Let us assume for a moment that we know the true \(\mu\) and \(\sigma\), and that we accept that \(\bar{x}\) has a \(N(\mu, \sigma/\sqrt{n})\) distribution.

Then it is true that

\[ P[\mu-k\sigma/\sqrt{n} < \bar{x} < \mu+k\sigma/\sqrt{n}] = P[-k < S < k]\]

where \(S\) is the standard Gaussian random variable (having distribution \(N(0,1)\)).

We write \(z_{1-\alpha/2}\) to be the \(1-\alpha/2\) quantile of the unit normal. That is,

\[ P[-z_{1-\alpha/2} < S < z_{1-\alpha/2}] = 1-\alpha.\]
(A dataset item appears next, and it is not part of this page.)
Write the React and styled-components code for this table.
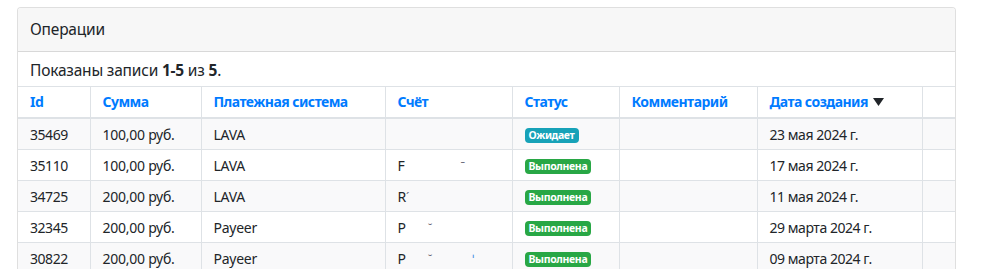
import React from 'react';
import styled, { createGlobalStyle } from 'styled-components';

const GlobalStyle = createGlobalStyle`
  html, body {
    margin: 0;
    padding: 0;
    background: #fff;
  }
  body {
    font-family: "Noto Sans", "Open Sans", "Liberation Sans", sans-serif;
    font-size: 14px;
    color: #212529;
  }
`;

const Page = styled.div`
  padding: 7px 36px 0 17px;
`;

const Card = styled.div`
  border: 1px solid rgba(0, 0, 0, 0.125);
  border-radius: 4px;
  background: #fff;
  overflow: hidden;
`;

const CardHeader = styled.div`
  background: #f7f7f7;
  border-bottom: 1px solid rgba(0, 0, 0, 0.125);
  padding: 10px 12px;
  font-size: 15.5px;
  line-height: 23px;
  letter-spacing: -0.2px;
  color: #212529;
`;

const Summary = styled.div`
  padding: 7px 12px 5px;
  font-size: 15.5px;
  line-height: 22px;
  letter-spacing: -0.2px;
  b {
    font-weight: 700;
  }
`;

const Table = styled.table`
  width: 100%;
  table-layout: fixed;
  border-collapse: collapse;
  line-height: 21px;
  letter-spacing: -0.25px;
`;

const Th = styled.th`
  text-align: left;
  font-weight: 700;
  letter-spacing: -0.55px;
  padding: 4px 12px 5px;
  border: 1px solid #dee2e6;
  border-bottom: 2px solid #dee2e6;
  white-space: nowrap;
  &:first-child { border-left: 0; }
  &:last-child { border-right: 0; }
`;

const Row = styled.tr`
  background: ${p => (p.$odd ? '#f9f9fa' : '#fff')};
`;

const Td = styled.td`
  height: 21px;
  padding: 5px 12px 4px;
  border: 1px solid #dee2e6;
  white-space: nowrap;
  overflow: hidden;
  letter-spacing: ${p => (p.$tight ? '-0.45px' : '-0.25px')};
  &:first-child { border-left: 0; }
  &:last-child { border-right: 0; }
`;

const SortLink = styled.a`
  color: #007bff;
  text-decoration: none;
  display: inline-flex;
  align-items: center;
  gap: 5px;
`;

const Arrow = styled.svg`
  display: block;
  margin-top: 1px;
`;

const Badge = styled.span`
  display: inline-block;
  vertical-align: 1px;
  padding: 0 4px;
  font-size: 10.5px;
  line-height: 15px;
  font-weight: 700;
  letter-spacing: -0.35px;
  color: #fff;
  border-radius: 4px;
  background: ${p => (p.$kind === 'info' ? '#17a2b8' : '#28a745')};
`;

const Trace = styled.span`
  display: inline-block;
  margin-left: ${p => p.$gap}px;
  color: ${p => (p.$blue ? '#4a90e2' : '#6a6a78')};
  font-size: 12px;
  line-height: 0;
  vertical-align: baseline;
`;

const columns = [
  { title: 'Id', width: 72 },
  { title: 'Сумма', width: 111 },
  { title: 'Платежная система', width: 184 },
  { title: 'Счёт', width: 127 },
  { title: 'Статус', width: 107 },
  { title: 'Комментарий', width: 138 },
  { title: 'Дата создания', width: 165, sorted: true },
  { title: '', width: 34 },
];

const rows = [
  { id: 35469, sum: '100,00 руб.', sys: 'LAVA', acc: '', traces: [], status: 'Ожидает', kind: 'info', date: '23 мая 2024 г.' },
  { id: 35110, sum: '100,00 руб.', sys: 'LAVA', acc: 'F', traces: [{ gap: 56, ch: 'ˉ' }], status: 'Выполнена', date: '17 мая 2024 г.' },
  { id: 34725, sum: '200,00 руб.', sys: 'LAVA', acc: 'R', traces: [{ gap: 0, ch: 'ˊ' }], status: 'Выполнена', date: '11 мая 2024 г.' },
  { id: 32345, sum: '200,00 руб.', sys: 'Payeer', acc: 'P', traces: [{ gap: 22, ch: '˘' }], status: 'Выполнена', date: '29 марта 2024 г.' },
  { id: 30822, sum: '200,00 руб.', sys: 'Payeer', acc: 'P', traces: [{ gap: 22, ch: '˘' }, { gap: 40, ch: 'ˈ', blue: true }], status: 'Выполнена', date: '09 марта 2024 г.' },
];

const App = () => (
  <>
    <GlobalStyle />
    <Page>
      <Card>
        <CardHeader>Операции</CardHeader>
        <Summary>Показаны записи <b>1-5</b> из <b>5</b>.</Summary>
        <Table>
          <colgroup>
            {columns.map((c, i) => <col key={i} style={{ width: c.width }} />)}
          </colgroup>
          <thead>
            <tr>
              {columns.map((c, i) => (
                <Th key={i}>
                  {c.title && (
                    <SortLink href="#">
                      {c.title}
                      {c.sorted && (
                        <Arrow width="11" height="8" viewBox="0 0 11 8">
                          <path d="M0 0 H11 L5.5 8 Z" fill="#212529" />
                        </Arrow>
                      )}
                    </SortLink>
                  )}
                </Th>
              ))}
            </tr>
          </thead>
          <tbody>
            {rows.map((r, i) => (
              <Row key={r.id} $odd={i % 2 === 0}>
                <Td $tight>{r.id}</Td>
                <Td>{r.sum}</Td>
                <Td>{r.sys}</Td>
                <Td>
                  {r.acc}
                  {r.traces.map((t, j) => (
                    <Trace key={j} $gap={t.gap} $blue={t.blue}>{t.ch}</Trace>
                  ))}
                </Td>
                <Td><Badge $kind={r.kind}>{r.status}</Badge></Td>
                <Td></Td>
                <Td $tight>{r.date}</Td>
                <Td></Td>
              </Row>
            ))}
          </tbody>
        </Table>
      </Card>
    </Page>
  </>
);

export default App;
So to form a 90% probability interval for \(S\) (centered on zero) we choose \(k = z_{0.95}\).

Hide code cell source
from scipy.stats import norm
plt.figure()
x = np.linspace(norm.ppf(0.001), norm.ppf(0.999), 100)
x90 = np.linspace(norm.ppf(0.05), norm.ppf(0.95), 100)
plt.plot(x, norm.pdf(x),'b-')
plt.fill_between(x90, 0, norm.pdf(x90))
plt.title(r'90% region for Standard Gaussian', size = 14)
plt.xlabel('x', size = 14)
plt.ylabel(r'$p(x)$', size = 14);
_images/432b2dfc7808e4a4de89f8e4e1fe6a92cccb4ae10cf683f8135d52632cde14e8.png

Turning back to \(\bar{x}\), the 90% probability interval on \(\bar{x}\) would be:

\[ \mu-z_{0.95}\sigma/\sqrt{n} < \bar{x} < \mu+z_{0.95}\sigma/\sqrt{n}. \]
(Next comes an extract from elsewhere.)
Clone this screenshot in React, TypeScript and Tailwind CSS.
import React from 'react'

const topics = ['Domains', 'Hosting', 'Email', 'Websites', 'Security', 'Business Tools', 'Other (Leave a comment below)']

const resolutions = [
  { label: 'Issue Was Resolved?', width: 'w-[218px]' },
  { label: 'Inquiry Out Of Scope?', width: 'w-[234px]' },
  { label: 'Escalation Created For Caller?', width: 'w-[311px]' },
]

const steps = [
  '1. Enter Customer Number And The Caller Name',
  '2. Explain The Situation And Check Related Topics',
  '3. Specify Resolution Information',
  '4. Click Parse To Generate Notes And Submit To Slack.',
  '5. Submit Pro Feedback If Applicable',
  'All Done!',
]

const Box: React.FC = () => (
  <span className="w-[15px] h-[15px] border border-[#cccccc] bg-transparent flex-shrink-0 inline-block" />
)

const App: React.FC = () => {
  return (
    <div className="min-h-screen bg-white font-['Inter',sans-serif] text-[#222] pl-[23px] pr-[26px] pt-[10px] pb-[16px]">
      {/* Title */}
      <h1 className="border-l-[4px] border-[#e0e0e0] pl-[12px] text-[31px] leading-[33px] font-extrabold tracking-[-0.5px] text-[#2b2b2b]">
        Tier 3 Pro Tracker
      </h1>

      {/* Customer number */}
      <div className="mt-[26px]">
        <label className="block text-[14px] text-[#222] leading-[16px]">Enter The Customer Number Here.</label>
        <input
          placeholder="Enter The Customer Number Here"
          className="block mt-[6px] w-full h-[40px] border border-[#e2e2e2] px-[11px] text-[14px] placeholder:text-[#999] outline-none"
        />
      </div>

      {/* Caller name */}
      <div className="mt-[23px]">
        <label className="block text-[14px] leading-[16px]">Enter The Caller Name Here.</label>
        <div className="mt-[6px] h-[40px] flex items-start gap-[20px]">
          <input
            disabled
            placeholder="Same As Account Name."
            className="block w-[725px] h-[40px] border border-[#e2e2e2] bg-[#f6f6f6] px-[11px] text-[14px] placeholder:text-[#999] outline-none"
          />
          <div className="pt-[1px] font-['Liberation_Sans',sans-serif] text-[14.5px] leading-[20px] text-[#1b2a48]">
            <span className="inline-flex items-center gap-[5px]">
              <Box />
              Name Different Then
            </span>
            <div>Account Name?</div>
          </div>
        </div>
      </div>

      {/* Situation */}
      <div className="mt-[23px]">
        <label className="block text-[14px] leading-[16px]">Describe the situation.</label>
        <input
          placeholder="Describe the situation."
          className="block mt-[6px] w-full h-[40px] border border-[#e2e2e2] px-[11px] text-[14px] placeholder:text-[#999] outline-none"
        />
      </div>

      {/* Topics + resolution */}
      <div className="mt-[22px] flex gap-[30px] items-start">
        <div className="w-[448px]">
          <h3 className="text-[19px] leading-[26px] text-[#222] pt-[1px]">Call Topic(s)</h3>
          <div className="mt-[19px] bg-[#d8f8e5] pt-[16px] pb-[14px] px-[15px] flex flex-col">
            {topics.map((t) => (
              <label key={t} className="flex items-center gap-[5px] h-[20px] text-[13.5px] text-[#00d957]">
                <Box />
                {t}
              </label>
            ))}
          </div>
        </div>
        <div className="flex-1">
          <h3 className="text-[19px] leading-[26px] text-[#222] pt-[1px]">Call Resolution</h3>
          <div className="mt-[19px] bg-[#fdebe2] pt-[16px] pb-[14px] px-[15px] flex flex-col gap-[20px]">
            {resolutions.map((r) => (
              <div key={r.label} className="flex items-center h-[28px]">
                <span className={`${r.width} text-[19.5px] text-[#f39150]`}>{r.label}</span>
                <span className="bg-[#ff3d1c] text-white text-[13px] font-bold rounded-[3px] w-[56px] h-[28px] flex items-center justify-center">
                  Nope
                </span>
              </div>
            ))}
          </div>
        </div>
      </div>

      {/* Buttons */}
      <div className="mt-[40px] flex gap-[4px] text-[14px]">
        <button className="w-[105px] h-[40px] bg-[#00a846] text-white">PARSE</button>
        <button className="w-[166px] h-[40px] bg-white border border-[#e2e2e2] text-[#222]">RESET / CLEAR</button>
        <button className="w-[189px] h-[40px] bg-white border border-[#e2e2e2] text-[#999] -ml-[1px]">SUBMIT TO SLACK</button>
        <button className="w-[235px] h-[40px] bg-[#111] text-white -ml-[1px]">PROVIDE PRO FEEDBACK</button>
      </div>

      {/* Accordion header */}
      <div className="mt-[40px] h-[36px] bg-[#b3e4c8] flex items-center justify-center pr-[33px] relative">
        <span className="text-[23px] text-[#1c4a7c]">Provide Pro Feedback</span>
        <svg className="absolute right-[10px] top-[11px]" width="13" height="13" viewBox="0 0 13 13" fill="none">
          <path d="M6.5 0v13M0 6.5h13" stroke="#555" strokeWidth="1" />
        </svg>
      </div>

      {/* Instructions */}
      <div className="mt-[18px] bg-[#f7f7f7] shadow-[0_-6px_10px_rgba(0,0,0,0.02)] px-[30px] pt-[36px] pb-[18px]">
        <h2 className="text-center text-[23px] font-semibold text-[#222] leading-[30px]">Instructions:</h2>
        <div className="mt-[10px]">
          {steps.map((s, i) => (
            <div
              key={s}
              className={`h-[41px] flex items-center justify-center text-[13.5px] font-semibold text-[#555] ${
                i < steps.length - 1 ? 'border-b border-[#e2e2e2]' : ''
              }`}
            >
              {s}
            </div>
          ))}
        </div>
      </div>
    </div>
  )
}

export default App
The last step: by a simple argument, we can show that the sample mean is in some fixed-size interval centered on the true mean, if and only if the true mean is also in a fixed-size interval (of the same size) centered on the sample mean.

This means that:

\[\begin{eqnarray*} 1-\alpha & = & P[\mu-z_{1-\alpha/2}\sigma/\sqrt{N} < \bar{x} < \mu+z_{1-\alpha/2}\sigma/\sqrt{N}]\\ & = & P[\bar{x}-k\sigma\sqrt{N} < \mu < \bar{x}+k\sigma/\sqrt{N}]. \end{eqnarray*}\]

This latter expression defines the \(1-\alpha\) confidence interval for the mean.

We are done, except for estimating \(\sigma\). We do this directly from the data: \(\hat{\sigma} = s\)

where \(s\) is the sample standard deviation, that is, \(s = \sqrt{1/(n-1) \sum (x_i - \bar{x})^2}\).

To summarize: by the argument presented here, a 100(1-\(\alpha\))% confidence interval for the population mean is given by

\[\bar{x} \pm z_{1-\alpha/2} \, \frac{s}{\sqrt{n}}. \]

As an example, a 95% confidence interval for the mean is the sample average plus or minus two standard errors.